Monday, December 23, 2013

Bags and other vessels

Every year at this time, I find myself making small gift bags. I think it must be frustration with the reality that there is no time to make actual gifts. Something about small bags beckons to me.

Here is a draw string bag I made for a pair of fold-up scissors. It was a gift to take to a sewing group party.

Sewing these circular draw string bags is easy, starting with a tracing of a dinner plate. Trace and cut two circles. Use a dessert plate to chalk in the line for a channel, about 2 inches inside the outer circle.

The face fabric on this one is a scrap of cotton batik. The lining is a luminous silk scrap.

The first sewing step is machining two button holes on the outer/face fabric. I make the two button holes on opposite sides of the circle aligned with the tracing for the channel . Because this is just one layer of fabric, it helps to slip some stabilizer under the buttonhole area before machining the button holes.

Next I sew the two circles right sides together with a 1/4 inch SA, leaving an opening wide enough for my hand in the bias area. After turning these inside out, I steam press the circle. Then I invisibly stitch the opening closed. I find it easier to complete a smooth arc on the opening when I hand sew on the bias rather than the straight of grain.

Next I sew the channel. making it about 1/2 inch wide, centering the button holes on the channel.

Lastly I thread the cording, usually rayon rat tail, because it threads so smoothly. I make sure the cording passes through the channel twice as that makes it easier to use as drawstrings.

Sometimes I tie the ends together and make it decorative. Other times I machine stitch them together and make sure they are inside the channel and not visible.

Here is a gift bag I made for the gift certificate we gave the fabulous leader of that group. The gift certificate, an idea that I resist, needed a fabric vessel. This was an opportunity for sashiko, sort of. I love this primitive stitch.

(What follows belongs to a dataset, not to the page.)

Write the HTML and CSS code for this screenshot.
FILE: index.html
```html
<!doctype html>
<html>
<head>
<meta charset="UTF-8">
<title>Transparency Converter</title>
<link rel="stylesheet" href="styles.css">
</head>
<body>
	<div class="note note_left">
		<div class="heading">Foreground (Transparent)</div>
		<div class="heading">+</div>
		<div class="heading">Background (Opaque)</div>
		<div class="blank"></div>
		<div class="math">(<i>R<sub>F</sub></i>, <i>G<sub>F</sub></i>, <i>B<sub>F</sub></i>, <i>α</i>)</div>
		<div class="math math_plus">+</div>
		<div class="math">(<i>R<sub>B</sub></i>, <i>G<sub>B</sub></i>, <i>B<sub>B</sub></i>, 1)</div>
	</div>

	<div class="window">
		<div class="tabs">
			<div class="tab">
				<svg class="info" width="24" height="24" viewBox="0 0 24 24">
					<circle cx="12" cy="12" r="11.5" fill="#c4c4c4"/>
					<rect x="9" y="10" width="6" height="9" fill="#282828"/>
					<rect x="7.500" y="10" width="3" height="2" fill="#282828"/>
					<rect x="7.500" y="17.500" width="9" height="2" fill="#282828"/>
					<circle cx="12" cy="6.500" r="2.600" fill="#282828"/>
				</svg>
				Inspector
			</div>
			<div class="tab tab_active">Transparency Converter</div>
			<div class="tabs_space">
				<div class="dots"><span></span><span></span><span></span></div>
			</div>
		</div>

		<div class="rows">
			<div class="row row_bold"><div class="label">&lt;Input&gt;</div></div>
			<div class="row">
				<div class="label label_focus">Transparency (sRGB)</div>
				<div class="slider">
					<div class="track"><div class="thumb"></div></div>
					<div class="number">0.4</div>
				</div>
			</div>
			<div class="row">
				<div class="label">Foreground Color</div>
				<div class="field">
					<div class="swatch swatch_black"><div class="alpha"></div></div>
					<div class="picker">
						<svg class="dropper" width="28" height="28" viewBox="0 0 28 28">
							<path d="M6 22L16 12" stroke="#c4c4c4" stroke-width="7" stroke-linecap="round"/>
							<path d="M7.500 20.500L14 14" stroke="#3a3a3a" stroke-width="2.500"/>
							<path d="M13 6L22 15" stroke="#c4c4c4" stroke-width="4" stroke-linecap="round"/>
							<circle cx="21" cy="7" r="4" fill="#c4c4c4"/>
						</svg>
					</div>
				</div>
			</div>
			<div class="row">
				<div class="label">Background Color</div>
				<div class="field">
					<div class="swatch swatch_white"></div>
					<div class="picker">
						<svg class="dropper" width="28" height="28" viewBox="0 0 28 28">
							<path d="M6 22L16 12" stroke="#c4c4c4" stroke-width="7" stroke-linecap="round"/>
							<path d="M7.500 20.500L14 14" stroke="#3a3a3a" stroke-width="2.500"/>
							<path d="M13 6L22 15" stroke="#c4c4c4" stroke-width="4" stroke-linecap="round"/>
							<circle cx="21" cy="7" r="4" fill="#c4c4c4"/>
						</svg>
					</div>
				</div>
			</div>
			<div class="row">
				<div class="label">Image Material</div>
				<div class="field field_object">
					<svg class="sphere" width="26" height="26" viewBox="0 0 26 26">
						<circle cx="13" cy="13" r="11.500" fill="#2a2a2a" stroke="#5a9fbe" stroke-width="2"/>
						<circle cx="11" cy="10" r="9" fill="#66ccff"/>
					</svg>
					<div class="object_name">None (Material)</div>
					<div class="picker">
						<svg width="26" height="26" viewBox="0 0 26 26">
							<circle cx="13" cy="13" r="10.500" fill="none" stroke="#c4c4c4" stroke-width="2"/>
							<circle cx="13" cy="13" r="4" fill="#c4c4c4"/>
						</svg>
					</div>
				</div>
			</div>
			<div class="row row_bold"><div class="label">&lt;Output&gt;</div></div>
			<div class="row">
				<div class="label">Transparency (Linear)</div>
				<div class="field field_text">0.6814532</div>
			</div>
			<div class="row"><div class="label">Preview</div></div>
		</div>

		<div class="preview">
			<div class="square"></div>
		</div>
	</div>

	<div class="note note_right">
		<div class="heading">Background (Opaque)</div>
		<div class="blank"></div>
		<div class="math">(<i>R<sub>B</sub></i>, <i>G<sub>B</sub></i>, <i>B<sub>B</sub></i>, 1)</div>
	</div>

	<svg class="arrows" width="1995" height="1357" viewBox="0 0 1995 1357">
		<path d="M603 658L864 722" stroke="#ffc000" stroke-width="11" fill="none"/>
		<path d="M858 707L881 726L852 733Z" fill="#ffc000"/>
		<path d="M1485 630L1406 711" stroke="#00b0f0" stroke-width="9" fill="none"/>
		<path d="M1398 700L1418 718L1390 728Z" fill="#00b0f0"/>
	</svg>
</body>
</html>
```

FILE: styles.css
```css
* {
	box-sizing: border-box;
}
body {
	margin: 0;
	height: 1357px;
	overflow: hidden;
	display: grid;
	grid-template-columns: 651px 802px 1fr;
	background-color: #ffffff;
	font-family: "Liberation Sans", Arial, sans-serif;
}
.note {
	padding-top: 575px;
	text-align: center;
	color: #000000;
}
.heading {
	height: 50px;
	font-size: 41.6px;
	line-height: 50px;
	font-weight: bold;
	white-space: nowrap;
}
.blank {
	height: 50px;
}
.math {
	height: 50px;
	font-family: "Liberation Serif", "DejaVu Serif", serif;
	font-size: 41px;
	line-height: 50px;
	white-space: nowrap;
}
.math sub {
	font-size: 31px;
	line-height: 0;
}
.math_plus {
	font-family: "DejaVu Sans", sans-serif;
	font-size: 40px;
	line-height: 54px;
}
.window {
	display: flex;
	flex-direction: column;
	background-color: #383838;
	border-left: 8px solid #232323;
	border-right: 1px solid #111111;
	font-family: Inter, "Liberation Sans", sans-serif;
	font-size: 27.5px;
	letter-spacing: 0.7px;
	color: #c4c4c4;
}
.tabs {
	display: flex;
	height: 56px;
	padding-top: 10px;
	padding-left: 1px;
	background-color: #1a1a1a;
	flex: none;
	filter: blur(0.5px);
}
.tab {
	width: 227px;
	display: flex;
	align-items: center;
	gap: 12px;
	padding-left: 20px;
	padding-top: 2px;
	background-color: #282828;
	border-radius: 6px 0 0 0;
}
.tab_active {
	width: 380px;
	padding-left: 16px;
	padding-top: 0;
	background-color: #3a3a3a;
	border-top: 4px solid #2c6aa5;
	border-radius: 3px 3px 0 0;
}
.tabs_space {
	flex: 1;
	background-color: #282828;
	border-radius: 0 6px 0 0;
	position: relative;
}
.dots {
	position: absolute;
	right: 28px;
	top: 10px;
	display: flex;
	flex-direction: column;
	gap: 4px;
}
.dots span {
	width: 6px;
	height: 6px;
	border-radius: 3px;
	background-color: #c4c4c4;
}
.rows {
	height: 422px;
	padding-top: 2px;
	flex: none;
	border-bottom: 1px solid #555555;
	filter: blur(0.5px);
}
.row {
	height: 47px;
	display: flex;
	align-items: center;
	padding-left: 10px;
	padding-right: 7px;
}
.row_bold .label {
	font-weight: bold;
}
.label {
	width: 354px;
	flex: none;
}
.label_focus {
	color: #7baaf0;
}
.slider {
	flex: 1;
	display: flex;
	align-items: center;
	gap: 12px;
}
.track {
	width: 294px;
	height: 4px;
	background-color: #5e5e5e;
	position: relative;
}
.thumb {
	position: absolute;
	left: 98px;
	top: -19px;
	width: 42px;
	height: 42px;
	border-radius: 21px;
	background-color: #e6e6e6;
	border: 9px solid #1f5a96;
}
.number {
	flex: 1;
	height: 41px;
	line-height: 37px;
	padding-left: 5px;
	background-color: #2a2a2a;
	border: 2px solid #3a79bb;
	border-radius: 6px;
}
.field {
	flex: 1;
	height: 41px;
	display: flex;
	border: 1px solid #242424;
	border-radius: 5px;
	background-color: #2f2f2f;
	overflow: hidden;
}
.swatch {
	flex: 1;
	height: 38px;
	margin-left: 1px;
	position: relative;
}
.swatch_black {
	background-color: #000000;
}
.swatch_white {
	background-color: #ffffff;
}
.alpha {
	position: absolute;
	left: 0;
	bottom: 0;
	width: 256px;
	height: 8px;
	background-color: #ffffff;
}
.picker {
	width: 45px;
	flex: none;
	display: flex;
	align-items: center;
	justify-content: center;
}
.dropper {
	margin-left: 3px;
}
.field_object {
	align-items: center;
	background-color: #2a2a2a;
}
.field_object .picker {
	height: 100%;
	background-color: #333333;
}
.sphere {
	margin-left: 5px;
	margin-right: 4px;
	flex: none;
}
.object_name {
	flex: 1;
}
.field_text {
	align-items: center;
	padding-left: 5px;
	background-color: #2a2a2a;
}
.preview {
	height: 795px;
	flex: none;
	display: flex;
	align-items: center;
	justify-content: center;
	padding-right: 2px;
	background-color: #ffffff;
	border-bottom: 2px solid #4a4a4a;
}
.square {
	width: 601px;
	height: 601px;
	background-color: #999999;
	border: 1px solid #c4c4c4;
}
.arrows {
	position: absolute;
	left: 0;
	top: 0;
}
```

The face fabric is silk dupioni; the interior is quilt cotton. The face fabric was interlined with cotton flannel to support the hand-stitch. The quilt cotton was beefed up with fusible interfacing. The interior has one plain pocket and one zippered pocket. The edges were finished with a standard bias binding.

I've made several draw string bags that are winging their way to the bottom of a Christmas tree. And then a few nights ago, feeling restless with a need to create, resisting the need to shop, I made this machine quilted bag.

Black silk dupioni, machine quilted with a rayon thread

Lastly there are these little fleece gloves made for 4YO grandson. Another vessel for the treasure of his cold little hands.

I think I'm done with vessels for the moment. Time to move on to the really last minute hand-made gifts.